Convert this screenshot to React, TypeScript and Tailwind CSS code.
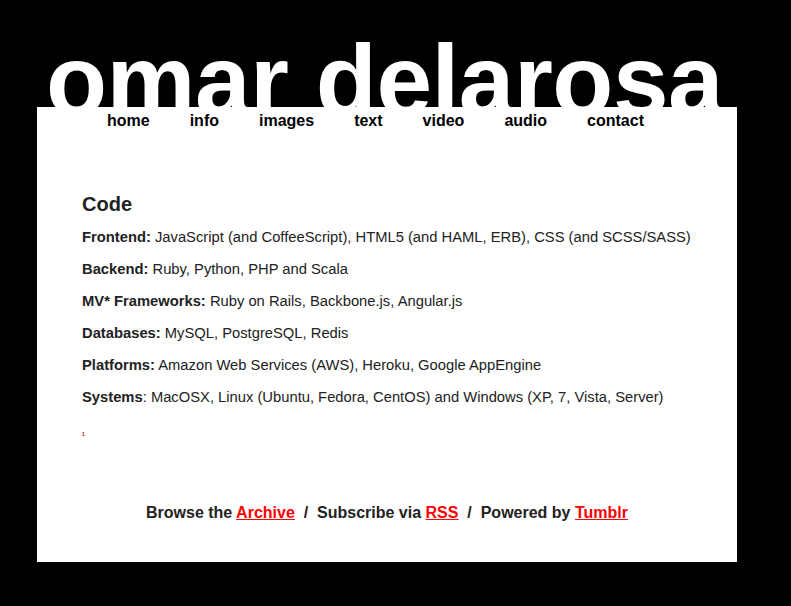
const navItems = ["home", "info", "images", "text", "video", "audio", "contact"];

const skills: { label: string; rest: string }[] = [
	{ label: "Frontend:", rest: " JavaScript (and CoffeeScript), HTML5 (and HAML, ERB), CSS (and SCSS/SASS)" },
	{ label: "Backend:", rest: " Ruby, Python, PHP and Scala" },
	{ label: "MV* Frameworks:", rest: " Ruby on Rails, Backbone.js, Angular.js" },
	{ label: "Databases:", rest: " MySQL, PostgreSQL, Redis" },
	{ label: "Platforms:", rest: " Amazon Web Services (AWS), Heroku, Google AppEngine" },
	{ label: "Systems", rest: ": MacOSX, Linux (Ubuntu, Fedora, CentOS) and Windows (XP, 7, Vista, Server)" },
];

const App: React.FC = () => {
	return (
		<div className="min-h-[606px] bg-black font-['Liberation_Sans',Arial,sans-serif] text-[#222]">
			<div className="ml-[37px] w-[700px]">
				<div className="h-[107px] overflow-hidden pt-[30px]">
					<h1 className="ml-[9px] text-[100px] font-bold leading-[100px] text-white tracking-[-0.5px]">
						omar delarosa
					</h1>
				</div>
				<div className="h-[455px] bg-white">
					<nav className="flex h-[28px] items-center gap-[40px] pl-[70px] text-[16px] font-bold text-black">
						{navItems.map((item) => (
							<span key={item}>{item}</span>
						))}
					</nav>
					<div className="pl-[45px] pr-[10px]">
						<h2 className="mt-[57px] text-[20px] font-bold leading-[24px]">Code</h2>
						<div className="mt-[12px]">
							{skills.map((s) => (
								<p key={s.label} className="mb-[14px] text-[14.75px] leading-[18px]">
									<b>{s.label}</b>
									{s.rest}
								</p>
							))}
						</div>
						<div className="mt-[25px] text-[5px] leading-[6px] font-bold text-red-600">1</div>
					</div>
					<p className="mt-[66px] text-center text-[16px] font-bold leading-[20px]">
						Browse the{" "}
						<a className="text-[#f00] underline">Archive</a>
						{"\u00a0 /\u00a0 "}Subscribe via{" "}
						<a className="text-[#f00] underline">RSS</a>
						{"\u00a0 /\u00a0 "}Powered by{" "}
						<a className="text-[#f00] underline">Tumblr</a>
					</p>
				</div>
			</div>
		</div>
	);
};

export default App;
----
## What you should do
Each line above that includes "React" should be shown.

## Completed exercise
Convert this screenshot to React, TypeScript and Tailwind CSS code.
const App: React.FC = () => {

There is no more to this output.